--- SUPPLIED MATERIAL ---
--------------------------------

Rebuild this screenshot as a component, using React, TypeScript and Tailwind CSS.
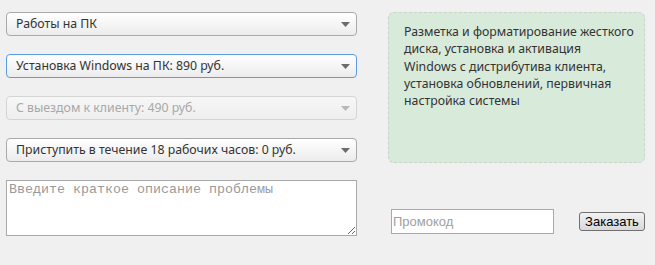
import React from "react"

const Arrow = ({ muted }: { muted?: boolean }) => (
  <svg width="9" height="5" viewBox="0 0 9 5" className="shrink-0">
    <path d="M0 0 L9 0 L4.5 5 Z" fill={muted ? "#b8b8b8" : "#6b6b6b"} />
  </svg>
)

const Select = ({
  label,
  focused,
  disabled,
}: {
  label: string
  focused?: boolean
  disabled?: boolean
}) => (
  <div
    className={`flex h-[24px] items-center justify-between rounded-[4px] border pl-[9px] pr-[6px] bg-gradient-to-b ${
      disabled
        ? "border-[#d4d4d4] from-[#f7f7f7] to-[#eeeeee] text-[#a8a8a8]"
        : focused
        ? "border-[#5b9be0] from-white to-[#ececec] text-[#333]"
        : "border-[#a9a9a9] from-white to-[#ececec] text-[#333]"
    }`}
  >
    <span className="truncate">{label}</span>
    <Arrow muted={disabled} />
  </div>
)

export default function App() {
  return (
    <div className="min-h-[265px] w-[655px] bg-[#f0f0f0] font-['Noto_Sans',sans-serif] text-[12.3px]">
      <div className="flex">
        {/* left: options */}
        <div className="ml-[6px] mt-[12px] flex w-[351px] flex-col gap-[18px]">
          <Select label="Работы на ПК" />
          <Select label="Установка Windows на ПК: 890 руб." focused />
          <Select label="С выездом к клиенту: 490 руб." disabled />
          <Select label="Приступить в течение 18 рабочих часов: 0 руб." />
          <textarea
            placeholder="Введите краткое описание проблемы"
            className="h-[56px] w-full border border-[#a9a9a9] bg-white px-[2px] py-[1px] font-['Liberation_Mono',monospace] text-[13.33px] leading-[16px] text-[#333] placeholder:text-[#9a9a9a] outline-none"
          />
        </div>

        {/* right: description + order */}
        <div className="ml-[31px] mt-[12px] flex w-[257px] flex-col">
          <div className="h-[151px] rounded-[6px] border border-dashed border-[#c9d3c9] bg-[#d8eada] pl-[15px] pr-[7px] pt-[10px] leading-[17.3px] text-[#333]">
            Разметка и форматирование жесткого диска, установка и активация
            <br />
            Windows с дистрибутива клиента, установка обновлений, первичная настройка системы
          </div>
          <div className="mt-[46px] flex items-start pl-[3px]">
            <input
              placeholder="Промокод"
              className="h-[25px] w-[163px] border border-[#a9a9a9] bg-white px-[1px] font-['Liberation_Sans',sans-serif] text-[13px] placeholder:text-[#a0a0a0] outline-none"
            />
            <button className="ml-[25px] mt-[3px] h-[19px] w-[66px] rounded-[3px] border border-[#707070] bg-gradient-to-b from-[#f2f2f2] to-[#d8d8d8] font-['Liberation_Sans',sans-serif] text-[13px] leading-[17px] text-black">
              Заказать
            </button>
          </div>
        </div>
      </div>
    </div>
  )
}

--------------------------------

--- STATED EXERCISE ---
Copy every single line of the material above that holds "React".

--- COMPLETED TASK ---
Rebuild this screenshot as a component, using React, TypeScript and Tailwind CSS.
import React from "react"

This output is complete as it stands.